[RAW DATA start]

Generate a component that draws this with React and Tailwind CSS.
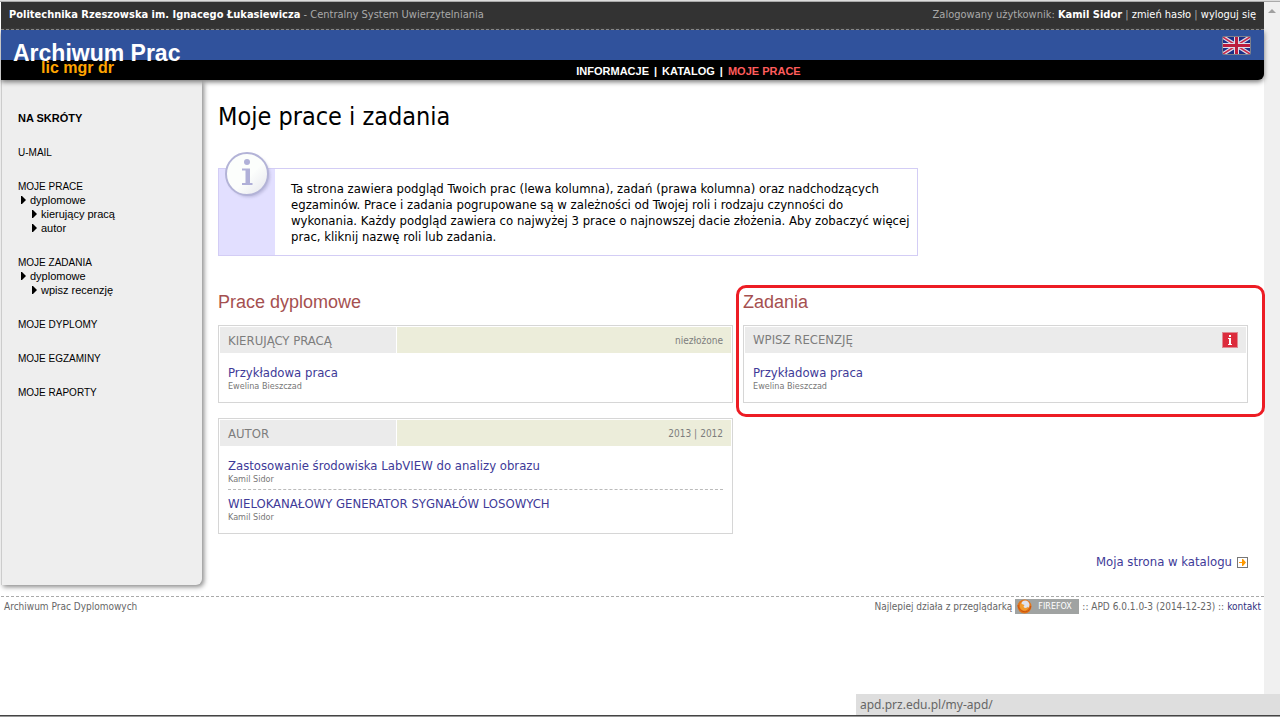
const shortcuts = [
  { label: 'U-MAIL', items: [] },
  {
    label: 'MOJE PRACE',
    items: [
      { label: 'dyplomowe', level: 1 },
      { label: 'kierujący pracą', level: 2 },
      { label: 'autor', level: 2 },
    ],
  },
  {
    label: 'MOJE ZADANIA',
    items: [
      { label: 'dyplomowe', level: 1 },
      { label: 'wpisz recenzję', level: 2 },
    ],
  },
  { label: 'MOJE DYPLOMY', items: [] },
  { label: 'MOJE EGZAMINY', items: [] },
  { label: 'MOJE RAPORTY', items: [] },
];

function Bullet() {
  return (
    <svg className="h-2 w-[5px] shrink-0" viewBox="0 0 5 8" aria-hidden="true">
      <path d="M0 0h1l4 4-4 4H0z" fill="#000" />
    </svg>
  );
}

function BritishFlag() {
  return (
    <svg className="h-[19px] w-[29px]" viewBox="0 0 29 19" aria-hidden="true">
      <defs>
        <clipPath id="flag">
          <rect x="1" y="1" width="27" height="17" />
        </clipPath>
      </defs>
      <rect width="29" height="19" rx="2" fill="#7d7f8c" />
      <g clipPath="url(#flag)">
        <rect x="1" y="1" width="27" height="17" fill="#1b2f87" />
        <path d="M1 1l27 17M28 1L1 18" stroke="#dcdcea" strokeWidth="4" />
        <path d="M1 1l27 17M28 1L1 18" stroke="#c8294a" strokeWidth="1.500" />
        <path d="M14.500 1v17M1 9.500h27" stroke="#dcdcea" strokeWidth="5" />
        <path d="M14.500 1v17M1 9.500h27" stroke="#bb1c3d" strokeWidth="3" />
      </g>
    </svg>
  );
}

function InfoBadge() {
  return (
    <svg className="h-12 w-[50px]" viewBox="0 0 50 48" aria-hidden="true">
      <defs>
        <linearGradient id="badge" x1="0" y1="0" x2="1" y2="1">
          <stop offset="0.55" stopColor="#fcfefc" />
          <stop offset="1" stopColor="#e4e4ec" />
        </linearGradient>
        <filter id="badgeShadow" x="-20%" y="-20%" width="150%" height="150%">
          <feGaussianBlur stdDeviation="1.5" />
        </filter>
      </defs>
      <circle cx="24" cy="24" r="21" fill="#8c8cb4" opacity="0.45" filter="url(#badgeShadow)" />
      <circle cx="22" cy="22" r="21" fill="url(#badge)" stroke="#b3b3d7" strokeWidth="2" />
      <circle cx="22" cy="10" r="3" fill="#b0b0d8" />
      <path d="M17 16.500h8V31h2.500v2H17v-2h3.500V18.500H17z" fill="#b0b0d8" />
    </svg>
  );
}

function AlertIcon() {
  return (
    <svg className="h-4 w-4" viewBox="0 0 16 16" role="img" aria-label="Informacja">
      <rect width="16" height="16" fill="#e08a92" />
      <rect x="1" y="1" width="14" height="14" fill="#dc2b3c" />
      <path d="M7 3h2v2H7zM6 6h3v6h1v1H6v-1h1V7H6z" fill="#fff" />
    </svg>
  );
}

function ArrowIcon() {
  return (
    <svg className="h-[11px] w-[11px]" viewBox="0 0 11 11" aria-hidden="true">
      <rect x="0.5" y="0.5" width="10" height="10" fill="#fff" stroke="#777" />
      <path d="M2 5h3V2h1l3 3.500L6 9H5V6H2z" fill="#ff9900" />
    </svg>
  );
}

function FirefoxBadge() {
  return (
    <span className="flex h-[15px] w-16 items-center gap-[6px] bg-[#a0a3a2] pl-[2px]">
      <svg className="h-[15px] w-[15px]" viewBox="0 0 15 15" aria-hidden="true">
        <circle cx="7.500" cy="7.500" r="7" fill="#e2761b" />
        <circle cx="8.200" cy="5.800" r="4.300" fill="#dfe3ee" />
        <path d="M5 2.500c-1 1-1 2 .5 2.800l2 .7-1 1.800c1 1.700 3.500 1.500 4.500-.3.500 3-2 4.500-4 4.200C4.500 11.400 2.700 9 3 6.500 3 5 4 3 5 2.500z" fill="#f29c2e" />
        <path d="M1 6C1.500 10.500 5 13 8.500 12.700c3-.3 5-2.700 5.200-5.700" fill="none" stroke="#c9520f" strokeWidth="1" />
      </svg>
      <span className="font-['DejaVu_Sans'] text-[8px] leading-none text-white">FIREFOX</span>
    </span>
  );
}

function Thesis({ title, author }) {
  return (
    <li className="pt-[6px] pb-1">
      <a href="#praca" className="block leading-4 text-[#403a98]">{title}</a>
      <span className="block text-[9px] leading-[11px] text-[#777]">{author}</span>
    </li>
  );
}

function Panel({ title, links, children }) {
  return (
    <section className="border border-[#d6d6d6] bg-white">
      <div className="flex h-[27px] gap-px p-px pb-0 leading-7 text-[#7d7d7d]">
        <h3 className={links ? 'w-44 bg-[#ebebeb] px-2' : 'flex flex-1 items-center justify-between bg-[#ebebeb] px-2'}>
          {title}
          {!links && <AlertIcon />}
        </h3>
        {links && (
          <div className="flex flex-1 justify-end bg-[#ecedda] px-2 text-[10px]">
            {links.map((link, i) => (
              <span key={link}>
                {i > 0 && <span className="px-[3px]">|</span>}
                <a href="#lista">{link}</a>
              </span>
            ))}
          </div>
        )}
      </div>
      <ul className="mx-[9px] divide-y divide-dashed divide-[#bbb] py-[6px]">{children}</ul>
    </section>
  );
}

function TopBar() {
  return (
    <div className="flex h-[28px] items-center justify-between border-b border-dashed border-[#888] bg-[#333] px-2 text-[11px] text-[#aaa]">
      <p>
        <a href="#uczelnia" className="font-bold text-white">Politechnika Rzeszowska im. Ignacego Łukasiewicza</a>
        {' - Centralny System Uwierzytelniania'}
      </p>
      <p>
        Zalogowany użytkownik: <b className="text-white">Kamil Sidor</b>
        {' | '}
        <a href="#haslo" className="text-white">zmień hasło</a>
        {' | '}
        <a href="#wyloguj" className="text-white">wyloguj się</a>
      </p>
    </div>
  );
}

function Header() {
  return (
    <header className="relative z-10 rounded-br-md bg-black font-['Liberation_Sans',sans-serif] font-bold shadow-[0_2px_5px_#777]">
      <div className="flex h-[30px] items-center justify-between bg-[#30529c] pr-[13px] pl-3">
        <a href="#apd" className="relative pt-4 text-[23px] leading-8 text-white">
          Archiwum Prac
          <span className="absolute top-[39px] left-7 text-base leading-4 text-[#ffa500]">lic mgr dr</span>
        </a>
        <a href="#en" aria-label="English">
          <BritishFlag />
        </a>
      </div>
      <nav className="flex h-5 items-center justify-center gap-[5px] pt-[2px] pl-28 text-[11px] text-white">
        <a href="#informacje">INFORMACJE</a>
        <span>|</span>
        <a href="#katalog">KATALOG</a>
        <span>|</span>
        <a href="#prace" className="text-[#ff5c5c]">MOJE PRACE</a>
      </nav>
    </header>
  );
}

function Sidebar() {
  return (
    <aside className="h-[505px] w-[201px] shrink-0 rounded-br-md border-l border-[#ccc] bg-[#eee] px-4 pt-[31px] font-['Liberation_Sans',sans-serif] text-[11px] leading-[14px] text-black shadow-[2px_2px_5px_#888]">
      <h2 className="font-bold">NA SKRÓTY</h2>
      <ul className="mt-5 space-y-5">
        {shortcuts.map((group) => (
          <li key={group.label}>
            <a href="#skrot" className="block pt-[2px] text-[10px] leading-3">{group.label}</a>
            {group.items.map((item) => (
              <a
                key={item.label}
                href="#skrot"
                className={item.level === 1 ? 'flex items-center gap-1 pl-[3px]' : 'flex items-center gap-1 pl-[14px]'}
              >
                <Bullet />
                {item.label}
              </a>
            ))}
          </li>
        ))}
      </ul>
    </aside>
  );
}

export default function App() {
  return (
    <div className="flex h-screen flex-col bg-white font-['DejaVu_Sans_Condensed','DejaVu_Sans',sans-serif] text-[13px] text-black">
      <div className="h-[2px] shrink-0 border-b border-[#aaa] bg-[#ddd]" />
      <div className="flex flex-1">
        <div className="flex-1 pl-px">
          <TopBar />
          <Header />
          <div className="flex">
            <Sidebar />
            <main className="flex-1 px-4 pt-[21px]">
              <h1 className="text-[25px] leading-8">Moje prace i zadania</h1>

              {/* Info box with the badge hanging over its top edge */}
              <div className="relative mt-[35px] flex w-[700px] border border-[#d3cdf5]">
                <div className="w-14 shrink-0 bg-[#e2dfff]" />
                <span className="absolute -top-[17px] left-[6px]">
                  <InfoBadge />
                </span>
                <p className="pt-3 pb-[10px] pl-4 leading-4">
                  Ta strona zawiera podgląd Twoich prac (lewa kolumna), zadań (prawa kolumna) oraz nadchodzących
                  <br />
                  egzaminów. Prace i zadania pogrupowane są w zależności od Twojej roli i rodzaju czynności do
                  <br />
                  wykonania. Każdy podgląd zawiera co najwyżej 3 prace o najnowszej dacie złożenia. Aby zobaczyć więcej
                  <br />
                  prac, kliknij nazwę roli lub zadania.
                </p>
              </div>

              <div className="mt-9 grid grid-cols-[51fr_50fr] items-start gap-[10px]">
                <div>
                  <h2 className="mb-[13px] font-['Liberation_Sans',sans-serif] text-lg leading-5 text-[#a55050]">Prace dyplomowe</h2>
                  <div className="space-y-[15px]">
                    <Panel title="KIERUJĄCY PRACĄ" links={['niezłożone']}>
                      <Thesis title="Przykładowa praca" author="Ewelina Bieszczad" />
                    </Panel>
                    <Panel title="AUTOR" links={['2013', '2012']}>
                      <Thesis title="Zastosowanie środowiska LabVIEW do analizy obrazu" author="Kamil Sidor" />
                      <Thesis title="WIELOKANAŁOWY GENERATOR SYGNAŁÓW LOSOWYCH" author="Kamil Sidor" />
                    </Panel>
                  </div>
                </div>
                <div className="relative">
                  <div className="pointer-events-none absolute -top-[7px] -right-[17px] -bottom-[14px] -left-[7px] rounded-[10px] border-3 border-[#ed1c24]" />
                  <h2 className="mb-[13px] font-['Liberation_Sans',sans-serif] text-lg leading-5 text-[#a55050]">Zadania</h2>
                  <Panel title="WPISZ RECENZJĘ">
                    <Thesis title="Przykładowa praca" author="Ewelina Bieszczad" />
                  </Panel>
                </div>
              </div>

              <a href="#katalog" className="mt-5 flex items-center justify-end gap-[5px] leading-4 text-[#403a98]">
                Moja strona w katalogu
                <ArrowIcon />
              </a>
            </main>
          </div>

          <footer className="mt-[11px] flex items-center justify-between border-t border-dashed border-[#aaa] px-[3px] pt-[2px] text-[10px] text-[#666]">
            <span>Archiwum Prac Dyplomowych</span>
            <span className="flex items-center gap-[3px]">
              Najlepiej działa z przeglądarką
              <FirefoxBadge />
              :: APD 6.0.1.0-3 (2014-12-23) ::
              <a href="#kontakt" className="text-[#303080]">kontakt</a>
            </span>
          </footer>
        </div>

        {/* Scrollbar track */}
        <div className="flex w-4 shrink-0 justify-center bg-[#f0f0f0] pt-[7px]">
          <svg className="h-1 w-2" viewBox="0 0 8 4" aria-hidden="true">
            <path d="M4 0l4 4H0z" fill="#a0a0a0" />
          </svg>
        </div>
      </div>

      <div className="fixed right-0 bottom-1 w-[424px] bg-[#dedede] px-1 font-['Noto_Sans',sans-serif] text-xs leading-[21px] text-[#666]">
        apd.prz.edu.pl/my-apd/
      </div>
      <div className="mb-[2px] h-[2px] shrink-0 border-b border-[#999] bg-[#444]" />
    </div>
  );
}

[RAW DATA end]

* [TASK]
Scan the listing above and copy all lines containing the word "with".

* [PROBLEM SOLUTION]
Generate a component that draws this with React and Tailwind CSS.
              {/* Info box with the badge hanging over its top edge */}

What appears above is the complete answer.